I’ll tell you a story to illustrate my point as dramatically as I can.   I’m assuming that Chris and Janet’s bookshop has the status of the confessional, and what gets said in here stays in here – it is not hereafter even mentioned to me, right?

Well.  As much as I think the times in which we live are dangerously awry, I’m actually perfectly placed in these very times.  In this age of the zipper.  Because I have the most bizarre phobia.  I’m terrified, beyond reason, of buttons.  Evil, malevolent little things.  I give thanks to the gods that I was blessed with the good fortune to be live in the age of the zip!
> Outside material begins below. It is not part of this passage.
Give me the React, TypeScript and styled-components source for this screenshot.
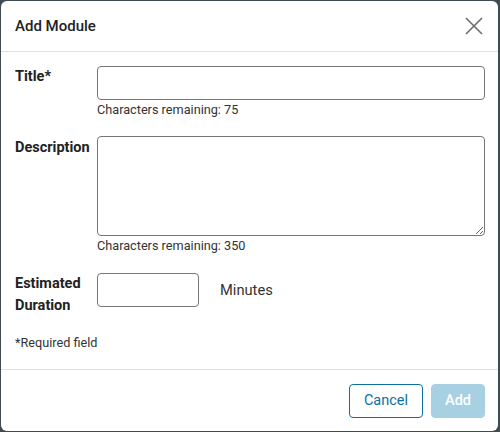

Now, why am I telling you this?  A very dangerous thing to have done, because you now hold me completely in your power.  Well, I’m telling you this because Robyn has a poem about – buttons.  It’s one of those poems of quietness; of the valorising of life’s small, rewarding routines.  And it’s a measure of Robyn’s deft poetic touch that I could read this poem – about buttons – and still say: this is, despite its provocative subject matter, a beautiful, beautiful poem.  I could even read it twice.

And I want, now, to make an angry observation.  I am, as many of you know, no great fan of the social infrastructure of Australian poetry.  I dislike its self-referentiality. I dislike the power structures within which poetry’s commissars promote other strategically-placed mates, dispensing palms and accolades within a tight compass.  But, there are, away from the spotlight, those who quietly ply their craft, do wonderful work, and who move through life without receiving the recognition from the nation’s cultural gatekeepers that their work duly merits.  For such people, it seems to me, Robyn can stand as paradigm.

But enough of the rant – with apologies to you all, and apologies to Robyn in particular.

Let’s talk about the what of Robyn’s poetry.  What can you expect when you open the covers of To Be Eaten By Mice?

Earlier I said – I more or less said – that I sometimes felt as if Robyn was writing for me alone, because so many of her poetic themes are my own.  She bestows agency upon the animal world.  In a moment Robyn will read, and I hereby request, Robyn, that you read either ‘Pondus the Penguin Dreams of Home’ or ‘Liberating the Lemur’.  And Robyn affirms the passage of time, observing the way it overlays and overlaps, perhaps most explicitly in ‘Running through the Stars’ on page 37.  She gives us stories – exquisite little nuggets of narrative, beautifully rendered, as in the marvellous ‘Outsiders’ on page 45, the magical ‘Amelia’ on page 46, and ‘North-East farmer’ on page 48, a wonderfully evocative little dramatic monologue (I would have laboured on through six turgid pages had I tried to write it).  There’s even a poem about the inspiration of my brave young days, William Morris, and it was a pleasant surprise indeed to discover that I had the old romantic socialist in common with Robyn as well!

But it is Robyn’s preoccupation with family that struck the most emphatic chord.  This is a theme with which I’m increasingly exercised: the rolling through of the generations, portrayed so unerringly by Robyn in so many poems – in ‘The Matriarch’s Relay’, in ‘Mother sits with me…’, in ‘therefore ye soft pipes, play on’.  So To Be Eaten By Mice came to me at exactly the right time. The generations come and go – but where does memory go?  Robyn asks this. She might be the great poet of small and quiet moments, but she also asks some mighty big questions.

I’m about to sit down, but first I should note one thread that weaves through Robyn’s poetry that can never be one of my own. Many of Robyn’s poems are woman-to-woman – written for and to women – though in their reading I certainly didn’t feel excluded. Indeed, I’d suggest to any mere man who wants to better understand the nuances of femaleness, that the windows that Robyn quietly opens to her life and her world are a good place to start.

I’d like to congratulate Ginninderra Press on the publication of this wonderful collection, and thank them, on behalf of the readers and writers of poetry, for the crucial service that they render Australian poetry. And, of course, congratulations to Robyn herself. This is a red-letter day. And I hope that, as I enter that phase in my life in which I too, Robyn, will walk barefoot a half mile in my jim-jams every Sunday to buy the milk and papers, that there will be a second and a third volume of your poetry to mellow and illuminate my days.